Eastern white pine is still widely used for lumber. Today, the vast majority of it is plantation grown. It's great for many applications because it easy to cut, sand, drill, etc. Lumber mills like the fact that they don't have to saw it into boards right away. Many hardwoods need to be cut into boards shortly after felling or they will develop cracks. It is the state tree for Michigan and Maine.

Southern Yellow Pine

Heartwood - Sapwood Southern Yellow Pine (sometimes abbreviated SYP) refers to several species, including loblolly pine, longleaf pine, shortleaf pine & slash pine. Zeagler Farms uses longleaf pine for our Driftwood, Old World and Wire Brushed styles, and loblolly pine for our Oyster Shell and Rustic styles. These species grow primarily in the coastal states from Virginia to Texas. Southern yellow pine is the state tree of North Carolina, Alabama and Arkansas. Because of its golden color, beautiful grain and hardness (It's about twice as hard as Eastern White Pine), Southern yellow pine is often used for flooring today. Like Eastern White Pine, it was also used for masts on sailing ships.

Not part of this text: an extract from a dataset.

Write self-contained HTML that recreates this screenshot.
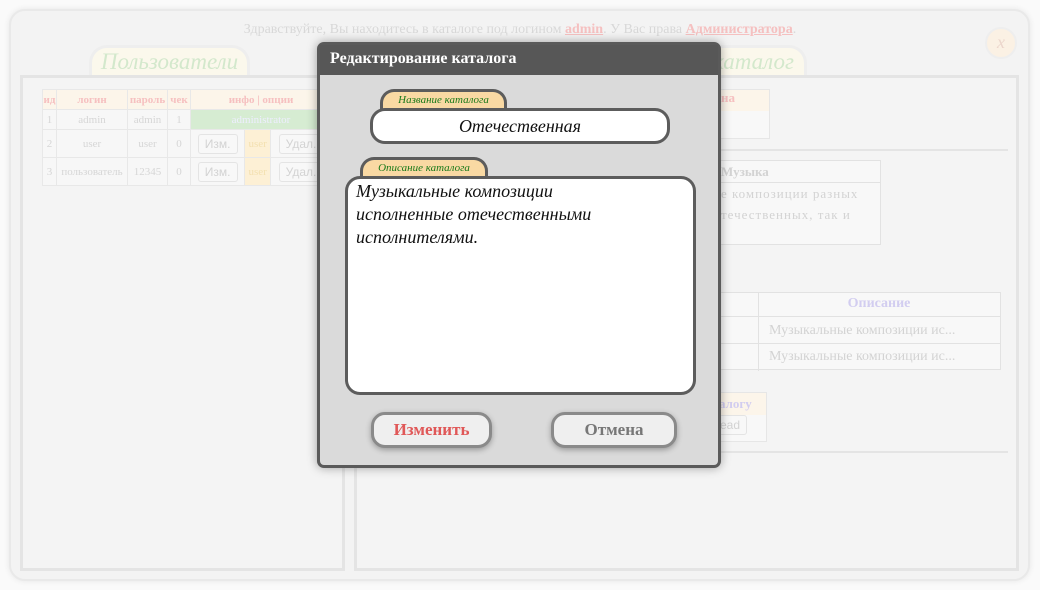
<!DOCTYPE html>
<html><head><meta charset="utf-8"><style>
*{margin:0;padding:0;box-sizing:border-box}
body{width:1040px;height:590px;background:#fafafa;font-family:"Liberation Serif",serif;position:relative;overflow:hidden}
.a{position:absolute}
.outer{left:9px;top:9px;width:1021px;height:572px;background:#f3f3f3;border:2px solid #e9e9e9;border-radius:16px;box-shadow:0 0 6px #e6e6e6}
.box{border:3px solid #e4e4e4;background:#f4f4f4}
.tab{border:3px solid #eee;border-bottom:none;border-radius:18px 18px 0 0;background:#fbf8ec;font-style:italic;color:#d3e8cc;font-size:23px;text-align:center;line-height:28px}
table{border-collapse:collapse;font-size:11px;color:#d6d6d6}
td{border:1px solid #e8e8e8;text-align:center;background:#f7f7f7;height:20px}
.th td{color:#f6c0c0;font-weight:bold;background:#fcf5ea}
.btn{display:inline-block;border:1px solid #e4e4e4;border-radius:3px;padding:2px 6px;font-family:"Liberation Sans",sans-serif;font-size:12px;color:#d3d3d3;background:#f8f8f8}
.modal{left:317px;top:42px;width:404px;height:426px;background:#dadada;border:3px solid #5a5a5a;border-radius:7px;box-shadow:0 0 10px rgba(0,0,0,.35)}
.mh{height:30px;background:#575757;color:#fff;font-weight:bold;font-size:16px;line-height:28px;padding-left:10px}
.lbl{background:#f9d9a3;border:3px solid #5c5c5c;border-bottom:none;border-radius:14px 14px 0 0;font-style:italic;color:#1a7a1a;font-size:11px;text-align:center;line-height:17px;font-family:"Liberation Serif",serif}
.inp{background:#fff;border:3px solid #5c5c5c;font-style:italic;color:#111;font-family:"Liberation Serif",serif}
.mb{border:3px solid #8a8a8a;border-radius:14px;background:#efefef;font-weight:bold;font-size:17px;text-align:center;line-height:29px;box-shadow:0 2px 6px rgba(0,0,0,.3)}
</style></head><body>
<div class="a outer"></div>
<div class="a" style="left:0;top:22px;width:1040px;text-align:center;font-size:14px;color:#d8d8d8">Здравствуйте, Вы находитесь в каталоге под логином <b style="color:#f5c0c0;text-decoration:underline">admin</b>. У Вас права <b style="color:#f5c0c0;text-decoration:underline">Администратора</b>.</div>
<div class="a" style="left:985px;top:27px;width:32px;height:32px;border-radius:50%;background:#fbf1e4;border:2px solid #eee;color:#ecd6cc;font-style:italic;font-size:18px;text-align:center;line-height:26px">x</div>
<div class="a tab" style="left:89px;top:45px;width:161px;height:31px">Пользователи</div>
<div class="a tab" style="left:700px;top:45px;width:107px;height:31px">каталог</div>
<div class="a box" style="left:20px;top:75px;width:325px;height:496px"></div>
<div class="a box" style="left:354px;top:75px;width:665px;height:496px"></div>
<table class="a" style="left:42px;top:89px;width:290px">
<tr class="th"><td style="width:14px">ид</td><td style="width:71px">логин</td><td style="width:40px">пароль</td><td style="width:23px">чек</td><td colspan="3">инфо | опции</td></tr>
<tr><td>1</td><td>admin</td><td>admin</td><td>1</td><td colspan="3" style="background:#d6ecd2;color:#eef">administrator</td></tr>
<tr style="height:28px"><td>2</td><td>user</td><td>user</td><td>0</td><td><span class="btn">Изм.</span></td><td style="background:#fdf0d5;color:#f3e0b0">user</td><td><span class="btn">Удал.</span></td></tr>
<tr style="height:28px"><td>3</td><td>пользователь</td><td>12345</td><td>0</td><td><span class="btn">Изм.</span></td><td style="background:#fdf0d5;color:#f3e0b0">user</td><td><span class="btn">Удал.</span></td></tr>
</table>
<div class="a" style="left:700px;top:89px;width:70px;height:50px;border:1px solid #e6e6e6;background:#f8f8f8"><div style="height:21px;background:#fcf5ea;color:#f6c0c0;font-weight:bold;font-size:13px;padding-left:20px">на</div></div>
<div class="a" style="left:362px;top:149px;width:646px;height:2px;background:#e4e4e4"></div>
<div class="a" style="left:700px;top:160px;width:181px;height:85px;border:1px solid #e2e2e2;background:#f8f8f8;color:#d3d3d3;font-size:13px"><div style="height:22px;border-bottom:1px solid #e2e2e2;font-weight:bold;padding-left:20px;line-height:22px">Музыка</div><div style="padding-left:20px;line-height:21px;letter-spacing:1px">е композиции разных<br>течественных, так и</div></div>
<div class="a" style="left:700px;top:292px;width:301px;height:78px;border:1px solid #e2e2e2;background:#f8f8f8;font-size:14px;color:#d3d3d3">
<div style="position:absolute;left:57px;top:0;width:1px;height:78px;background:#e2e2e2"></div>
<div style="height:24px;border-bottom:1px solid #e2e2e2;color:#d2cdf0;font-weight:bold;text-align:center;padding-left:57px;line-height:22px">Описание</div>
<div style="height:27px;border-bottom:1px solid #e2e2e2;padding-left:68px;line-height:27px">Музыкальные композиции ис...</div>
<div style="height:26px;padding-left:68px;line-height:26px">Музыкальные композиции ис...</div></div>
<div class="a" style="left:700px;top:392px;width:67px;height:50px;border:1px solid #e6e6e6;background:#f8f8f8"><div style="height:22px;background:#fcf5ea;color:#d2cdf0;font-weight:bold;font-size:13px;padding-left:18px;line-height:22px">алогу</div><span class="btn" style="margin-left:12px">ead</span></div>
<div class="a" style="left:362px;top:451px;width:646px;height:2px;background:#e4e4e4"></div>

<div class="a modal">
<div class="mh">Редактирование каталога</div>
<div class="a lbl" style="left:60px;top:44px;width:127px;height:20px">Название каталога</div>
<div class="a inp" style="left:50px;top:63px;width:300px;height:36px;border-radius:15px;text-align:center;font-size:18px;line-height:30px">Отечественная</div>
<div class="a lbl" style="left:40px;top:112px;width:128px;height:20px">Описание каталога</div>
<div class="a inp" style="left:25px;top:131px;width:351px;height:219px;border-radius:15px;font-size:18px;line-height:23px;padding:1px 8px">Музыкальные композиции<br>исполненные отечественными<br>исполнителями.</div>
<div class="a mb" style="left:51px;top:367px;width:121px;height:36px;color:#e05858">Изменить</div>
<div class="a mb" style="left:231px;top:367px;width:126px;height:36px;color:#777">Отмена</div>
</div>
</body></html>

Over half the pine in the southern United States is Loblolly Pine. Because of this, it is sometimes referred to as "King Pine." It's about 80% harder than Eastern White Pine. Loblolly Pine doesn't tolerate shade, but otherwise it is adaptable and easy to grow. It can also be harvested at a younger age than most pines. The most famous Loblolly Pine was located along the seventeenth fairway at Augusta National Country Club. It was known as the "Eisenhower Tree" because he hit it so often. In 1956, while he was in the White House, Ike suggested at a club meeting that the tree be cut down. The club chairman was appalled by the idea, but didn't want to vote down the President's idea. Therefore he immediately adjourned the meeting. In early 2014 Ike's wish finally came true. An ice storm caused severe damage to the tree, and the club reluctantly decided to remove it. Zeagler Farms uses Loblolly Pine for its Rustic & Oyster Shell wide plank flooring styles.

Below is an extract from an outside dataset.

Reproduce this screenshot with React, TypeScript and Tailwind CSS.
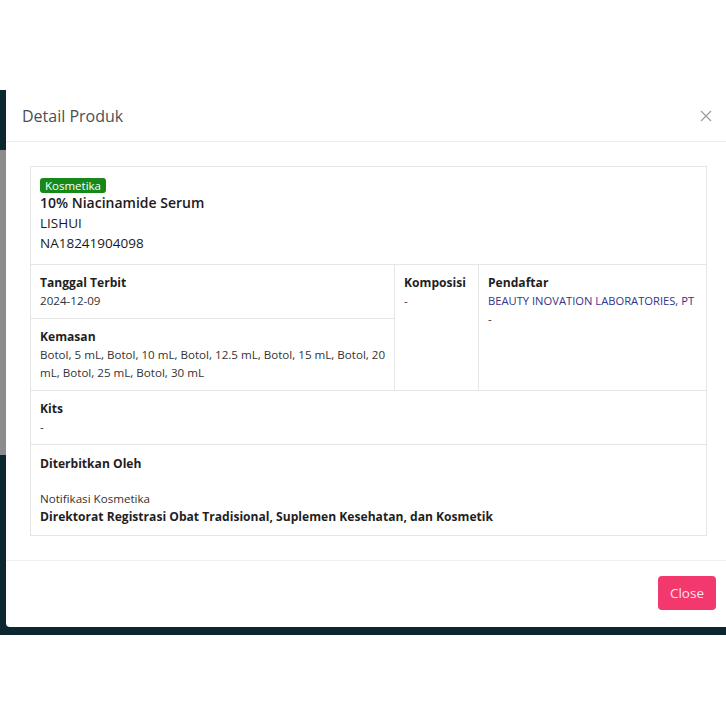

Longleaf Pine was the dominant pine species in the southeast prior to European settlement. Since then 60 million acres of Longleaf Pine has dwindled to 4 million acres. Longleaf Pine is the hardest of the Southern Pines, about 25% harder than Loblolly Pine. It is slower growing, however, and therefore is not grown commercially nearly as much. When its seeds germinate, Longleaf Pine spends some time in a "Grass stage", during which it has virtually no stem. An organization called The Longleaf Alliance was established in 1995 to promote management and restoration of Longleaf Pine forests. Zeagler Farms uses Longleaf Pine for its Old world, Wire Brushed and Driftwood styles.

Shortleaf Pine tends to have trunks with little taper, which makes its timber ideal for use in log homes. Slash Pine has a relatively small natural range, which includes Florida, as well as the southermost portions of Mississippi, Alabama, Georgia and South Carolina. It is often tapped for its resin, which can be distilled to create turpentine.

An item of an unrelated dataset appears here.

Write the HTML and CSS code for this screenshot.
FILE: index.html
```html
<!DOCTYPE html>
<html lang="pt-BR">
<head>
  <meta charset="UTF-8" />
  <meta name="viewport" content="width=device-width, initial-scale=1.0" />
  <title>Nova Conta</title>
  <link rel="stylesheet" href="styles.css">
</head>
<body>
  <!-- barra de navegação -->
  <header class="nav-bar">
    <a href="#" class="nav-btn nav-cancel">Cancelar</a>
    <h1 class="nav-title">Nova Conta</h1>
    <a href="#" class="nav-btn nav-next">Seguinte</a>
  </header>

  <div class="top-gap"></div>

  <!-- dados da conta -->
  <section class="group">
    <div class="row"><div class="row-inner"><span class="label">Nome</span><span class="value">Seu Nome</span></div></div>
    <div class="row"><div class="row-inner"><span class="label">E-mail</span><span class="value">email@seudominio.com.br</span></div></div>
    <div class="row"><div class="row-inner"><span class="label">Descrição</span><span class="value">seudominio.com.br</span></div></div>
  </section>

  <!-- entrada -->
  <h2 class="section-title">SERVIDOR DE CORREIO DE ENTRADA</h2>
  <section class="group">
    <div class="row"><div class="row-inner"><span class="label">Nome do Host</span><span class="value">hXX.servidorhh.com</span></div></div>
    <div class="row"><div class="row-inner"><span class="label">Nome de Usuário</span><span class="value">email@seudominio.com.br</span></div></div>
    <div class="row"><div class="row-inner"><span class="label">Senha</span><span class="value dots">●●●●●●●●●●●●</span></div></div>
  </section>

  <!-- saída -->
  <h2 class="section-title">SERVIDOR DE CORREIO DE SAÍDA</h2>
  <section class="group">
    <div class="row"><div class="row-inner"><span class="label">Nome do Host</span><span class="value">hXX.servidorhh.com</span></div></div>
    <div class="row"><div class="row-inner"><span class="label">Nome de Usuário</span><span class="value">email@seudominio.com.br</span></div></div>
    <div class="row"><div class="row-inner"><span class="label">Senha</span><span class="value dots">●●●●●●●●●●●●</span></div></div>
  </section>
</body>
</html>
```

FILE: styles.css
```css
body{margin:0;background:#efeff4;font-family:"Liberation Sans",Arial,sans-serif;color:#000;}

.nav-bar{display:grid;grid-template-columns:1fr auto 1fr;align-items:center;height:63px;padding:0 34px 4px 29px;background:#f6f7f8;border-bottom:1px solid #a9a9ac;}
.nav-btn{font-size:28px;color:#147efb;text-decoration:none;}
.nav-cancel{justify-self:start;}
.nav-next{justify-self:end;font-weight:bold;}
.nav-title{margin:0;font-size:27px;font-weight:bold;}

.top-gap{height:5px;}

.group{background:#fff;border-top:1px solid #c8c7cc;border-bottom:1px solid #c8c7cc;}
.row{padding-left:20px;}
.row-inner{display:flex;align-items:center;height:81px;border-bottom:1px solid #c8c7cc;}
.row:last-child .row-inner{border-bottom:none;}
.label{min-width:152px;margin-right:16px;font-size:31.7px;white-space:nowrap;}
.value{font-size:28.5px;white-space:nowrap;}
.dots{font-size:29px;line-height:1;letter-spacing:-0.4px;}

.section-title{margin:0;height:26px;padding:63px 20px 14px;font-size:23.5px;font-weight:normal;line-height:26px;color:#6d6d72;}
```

Pitch, Pond, Sand, Table Mountain & Virginia Pines

These pines generally produce low quality timber. They are excellent at restoring areas with poor soil, especially those that contain spoil from mining operations. These pioneer species can be used to reclaim bare areas. As they grow, shed their needles and eventually die, they build up the organic matter in the soil. Eventually the ground is able to support other species that cannot grow in poorer soils.

Heart Pine

Heartwood - Sapwood Mature trees trees have sapwood and heartwood. In the image to the left, the heartwood is the darker colored wood in the center, while the sapwood is the lighter colored wood on the outside. The sapwood is the living wood, which is where sap flows. The sapwood transports water upward from the roots. As new growth rings are added to the tree each year, the wood in the center essentially becomes dead, and no longer performs this function. At this point it becomes heartwood. The term Heart Pine can be used to describe heartwood from any southern pine.

When Europeans first came to America, there were pine trees hundreds of years old in the virgin forests. These old pines had a lot of heartwood, which early settlers put to good use on many construction projects. Today some of that old pine heartwood is being reclaimed and reused. This wood is sometimes called "Antique Heart Pine".